Being underweight can also affect your health. For example, underweight men have a higher risk of bone thinning. Some types of hormone therapy can also cause bone thinning, so men on hormone therapy may be particularly at risk of bone thinning if they are also underweight.


Talk to your doctor if you’re worried about your weight. They can help you think about suitable changes to your diet or physical activity. They may be able to refer you to a dietitian. You can also get more information from other organisations.

Diet  

A healthy diet is important for general health. It can help you stay a healthy weight and can lower your risk of some health problems, such as heart disease, diabetes and some other cancers. Read more about healthy eating.

There are some foods that might be helpful for men with prostate cancer. For example, certain foods might help reduce the chance of prostate cancer spreading to other parts of the body (advanced prostate cancer). Other foods may help reduce or manage the side effects of treatment.


There are also some foods that you might want to eat less of, as they may be harmful for men with prostate cancer.

Physical activity

Physical activity is any movement of the body that uses energy. It doesn’t have to be a sport – it could be walking, swimming or gardening. Physical activity is important for general health and wellbeing. It can help you stay a healthy weight by using spare energy that the body would otherwise store as fat. Being a healthy weight may help to lower your risk of advanced prostate cancer.
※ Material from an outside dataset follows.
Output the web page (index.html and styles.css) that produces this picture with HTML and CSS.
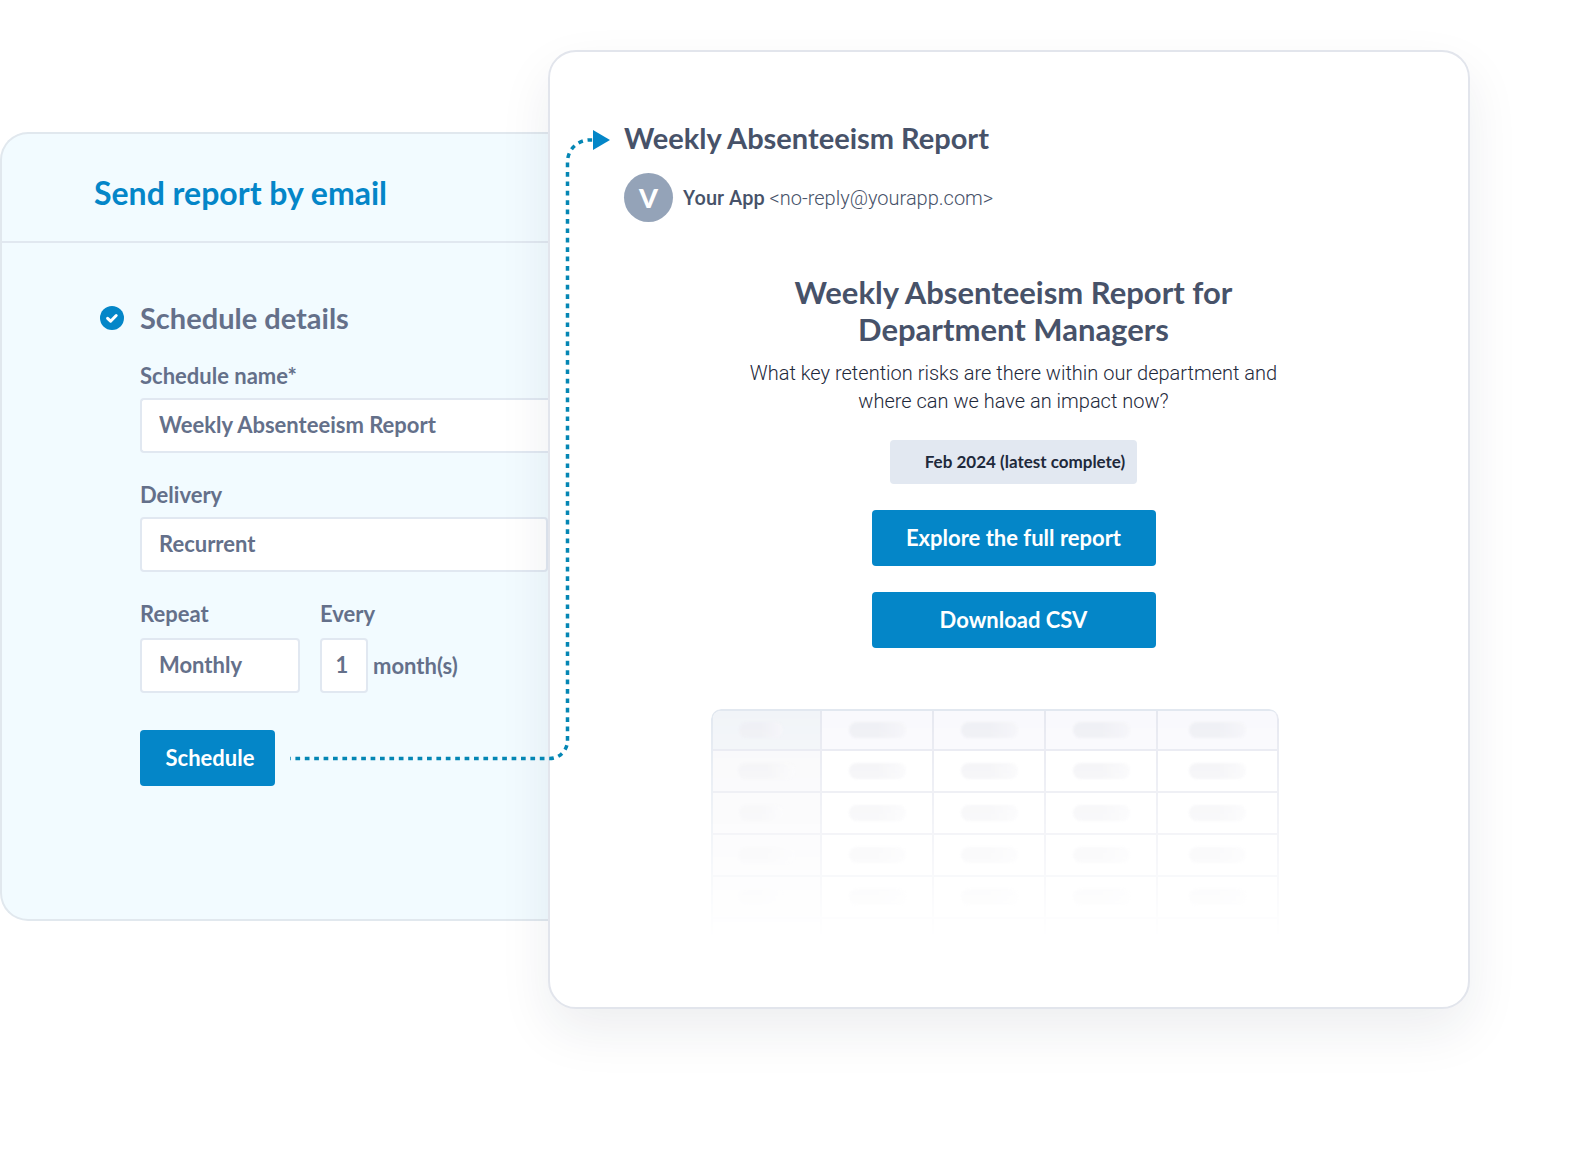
FILE: index.html
```
<!DOCTYPE html>
<html lang="en">
<head>
  <meta charset="UTF-8">
  <meta name="viewport" content="width=device-width, initial-scale=1.0">
  <title>Send report by email</title>
  <link rel="stylesheet" href="styles.css">
</head>
<body>
  <main class="stage">
    <section class="panel">
      <header class="panel-header">
        <h1>Send report by email</h1>
      </header>
      <form class="panel-body">
        <h2>
          <svg class="check" viewBox="0 0 24 24" aria-hidden="true">
            <circle cx="12" cy="12" r="12" fill="#0486c8"/>
            <path d="M7.6 12.3l3 2.9 5.6-5.7" fill="none" stroke="#fff" stroke-width="3" stroke-linecap="round" stroke-linejoin="round"/>
          </svg>
          Schedule details
        </h2>
        <div class="field">
          <label for="name">Schedule name*</label>
          <input class="open-end" type="text" id="name" value="Weekly Absenteeism Report">
        </div>
        <div class="field">
          <label for="delivery">Delivery</label>
          <select id="delivery"><option>Recurrent</option></select>
        </div>
        <div class="row">
          <div class="field repeat">
            <label for="repeat">Repeat</label>
            <select id="repeat"><option>Monthly</option></select>
          </div>
          <div class="field">
            <label for="every">Every</label>
            <div class="every">
              <input type="text" id="every" value="1">
              <span>month(s)</span>
            </div>
          </div>
        </div>
        <button class="btn btn-schedule" type="button">Schedule</button>
      </form>
    </section>

    <article class="mail">
      <!-- dotted arrow from the Schedule button to the mail subject -->
      <svg class="connector" viewBox="0 0 324 640" aria-hidden="true">
        <path d="M-1 628.500H259A18 18 0 0 0 277.500 610V32A22 22 0 0 1 299 10H304" fill="none" stroke="#0486b4" stroke-width="3.5" stroke-dasharray="4.7 4.7" stroke-dashoffset="3"/>
        <path d="M303 0L320 10L303 20Z" fill="#0486c8"/>
      </svg>
      <h2 class="subject">Weekly Absenteeism Report</h2>
      <div class="sender">
        <span class="avatar">V</span>
        <p><strong>Your App</strong> &lt;no-reply@yourapp.com&gt;</p>
      </div>
      <div class="content">
        <h3>Weekly Absenteeism Report for<br>Department Managers</h3>
        <p class="question">What key retention risks are there within our department and<br>where can we have an impact now?</p>
        <span class="period">Feb 2024 (latest complete)</span>
        <button class="btn btn-wide" type="button">Explore the full report</button>
        <button class="btn btn-wide" type="button">Download CSV</button>
      </div>
      <table class="preview" aria-hidden="true">
        <thead>
          <tr><th><i class="short"></i></th><th><i></i></th><th><i></i></th><th><i></i></th><th><i></i></th></tr>
        </thead>
        <tbody>
          <tr><td><i></i></td><td><i></i></td><td><i></i></td><td><i></i></td><td><i></i></td></tr>
          <tr><td><i class="short"></i></td><td><i></i></td><td><i></i></td><td><i></i></td><td><i></i></td></tr>
          <tr><td><i></i></td><td><i></i></td><td><i></i></td><td><i></i></td><td><i></i></td></tr>
          <tr><td><i class="short"></i></td><td><i></i></td><td><i></i></td><td><i></i></td><td><i></i></td></tr>
          <tr><td></td><td></td><td></td><td></td><td></td></tr>
        </tbody>
      </table>
    </article>
  </main>
</body>
</html>
```
FILE: styles.css
```
* {
  box-sizing: border-box;
  margin: 0;
  padding: 0;
}
body {
  background: #fff;
  color: #64708a;
  font-family: Lato, "Open Sans", sans-serif;
  font-size: 22px;
  font-weight: 700;
  overflow-x: hidden;
}
.stage {
  display: grid;
  grid-template-columns: 548fr 922fr 101fr;
  align-items: start;
  padding: 50px 0 80px;
}

/* schedule form */
.panel {
  margin-top: 82px;
  background: #f2fbff;
  border: 2px solid #e1e8ee;
  border-right: none;
  border-radius: 28px 0 0 28px;
  min-width: 0;
}
.panel-header {
  padding: 39px 92px 28px;
  border-bottom: 2px solid #e1e8f0;
}
h1 {
  color: #0486c8;
  font-size: 32px;
  line-height: 40px;
}
.panel-body {
  padding: 57px 0 133px 138px;
}
.panel-body h2 {
  display: flex;
  align-items: center;
  gap: 16px;
  margin: 0 0 28px -40px;
  font-size: 29px;
  line-height: 36px;
}
.check {
  width: 24px;
  height: 24px;
}
.field {
  margin-bottom: 30px;
}
label {
  display: block;
  line-height: 24px;
  margin-bottom: 10px;
}
input, select {
  display: block;
  width: 100%;
  height: 55px;
  padding: 0 17px 2px;
  background: #fff;
  border: 2px solid #e1e8f1;
  border-radius: 4px;
  color: inherit;
  font: inherit;
  appearance: none;
}
.open-end {
  border-right: none;
  border-radius: 4px 0 0 4px;
}
.row {
  display: flex;
  gap: 20px;
}
.row .field {
  margin-bottom: 37px;
}
.row label {
  margin-bottom: 12px;
}
.repeat {
  width: 160px;
}
.every {
  display: flex;
  align-items: center;
  gap: 5px;
}
.every input {
  width: 48px;
  padding: 0 4px 2px 0;
  text-align: center;
}
.btn {
  height: 56px;
  padding-bottom: 2px;
  border: none;
  border-radius: 4px;
  background: #0486c8;
  color: #fff;
  font: inherit;
  cursor: pointer;
}
.btn-schedule {
  width: 135px;
  padding-left: 5px;
}

/* mail */
.mail {
  position: relative;
  padding: 68px 65px 68px 74px;
  background: #fff;
  border: 2px solid #e2e5ec;
  border-radius: 28px;
  box-shadow: 0 22px 52px rgba(30, 41, 70, 0.08);
  color: #475269;
}
.connector {
  position: absolute;
  left: -260px;
  top: 78px;
  width: 324px;
  height: 640px;
  pointer-events: none;
}
.subject {
  font-size: 29px;
  line-height: 36px;
}
.sender {
  display: flex;
  align-items: center;
  gap: 10px;
  margin-top: 17px;
  font-family: Roboto, sans-serif;
  font-size: 20px;
  font-weight: 300;
}
.sender strong {
  font-weight: 500;
}
.avatar {
  width: 49px;
  height: 49px;
  border-radius: 50%;
  background: #94a3b8;
  color: #fff;
  font-family: Lato, sans-serif;
  font-size: 27px;
  font-weight: 900;
  line-height: 49px;
  text-align: center;
}
.content {
  display: flex;
  flex-direction: column;
  align-items: center;
  gap: 26px;
  margin-top: 52px;
  text-align: center;
}
h3 {
  font-size: 31px;
  line-height: 37px;
}
.question {
  margin: -15px 0 -1px;
  color: #1e293b;
  font-family: Roboto, sans-serif;
  font-size: 20px;
  font-weight: 300;
  line-height: 28px;
}
.period {
  width: 247px;
  padding: 0 10px 0 33px;
  background: #e2e8f1;
  border-radius: 4px;
  color: #1e293b;
  font-size: 17px;
  line-height: 44px;
  white-space: nowrap;
}
.btn-wide {
  width: 284px;
}
.preview {
  width: 568px;
  margin: 61px 0 0 87px;
  table-layout: fixed;
  border-collapse: separate;
  border-spacing: 0;
  border: solid #e2e8f0;
  border-width: 2px 0 0 2px;
  border-radius: 10px 10px 0 0;
  overflow: hidden;
  -webkit-mask-image: linear-gradient(#000, rgba(0, 0, 0, 0.5) 50%, transparent);
  mask-image: linear-gradient(#000, rgba(0, 0, 0, 0.5) 50%, transparent);
}
.preview th,
.preview td {
  height: 42px;
  width: 112px;
  border: solid #e6e8f0;
  border-width: 0 2px 2px 0;
}
.preview th {
  height: 40px;
  background: #f9f9fd;
}
.preview th:last-child {
  border-top-right-radius: 8px;
}
.preview tr > :first-child {
  width: 109px;
  background: #f8f8fa;
}
.preview thead tr > :first-child {
  background: #f1f4f8;
}
.preview tr > :last-child {
  width: 121px;
}
.preview tbody tr:last-child td {
  height: 20px;
  border-bottom: none;
}
.preview i {
  display: block;
  width: 57px;
  height: 16px;
  margin: 0 auto;
  border-radius: 8px;
  background: linear-gradient(90deg, #f2f2f5 50%, #f9f9fb);
  filter: blur(1px);
}
.preview i.short {
  width: 44px;
  margin-left: 26px;
}
.preview thead i {
  background: linear-gradient(90deg, #eeeff4 50%, #f5f5f9);
}
```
Physical activity can also help with some of the side effects of treatment and help you cope with feelings of anxiety or depression. Some research suggests that physical activity may help slow down the growth of prostate cancer, although other studies haven’t found this.

Alcohol  

We don’t know if alcohol has any specific effect on men with prostate cancer. But we do know that drinking too much alcohol can make you put on weight and causes health problems such as heart disease and some other cancers.

The government suggests that men should not regularly drink more than three to four units of alcohol a day.

How many units of alcohol are in a drink?


  • A pint of lager, beer or cider contains 2-3 units.
  • A 175ml glass of wine contains about 2 units.
  • A 25ml measure of 40 per cent single spirit with mixer contains 1 unit.

Your doctor or nurse can tell you whether alcohol will affect your prostate cancer treatment. If you have urinary problems after treatment, try to drink less alcohol. Alcohol can irritate the bladder and make urinary problems worse. NHS Choices has more information about managing how much you drink.

Smoking  

Smoking increases the risk of health problems such as heart disease, stroke and some other cancers. It may also be harmful for men with prostate cancer.

Some studies suggest that smoking may increase the chance that prostate cancer will grow and spread to other parts of the body (advanced prostate cancer). The more you smoke, the greater the risk.

If you smoke there is also a greater chance that your prostate cancer will come back after surgery or radiotherapy. And heavy smoking may mean you’re more likely to die from prostate cancer. But if you stop smoking, your risk should start to drop – and after 10 years it could be as low as men who have never smoked.


Stopping smoking can also help to reduce the side effects of treatment for prostate cancer. For example, you may be less likely to get certain urinary problems after radiotherapy if you don’t smoke. Smoking also increases your risk of bone thinning. If you’re having hormone therapy for your prostate cancer you’re already at risk of bone thinning, but stopping smoking will help reduce your overall risk.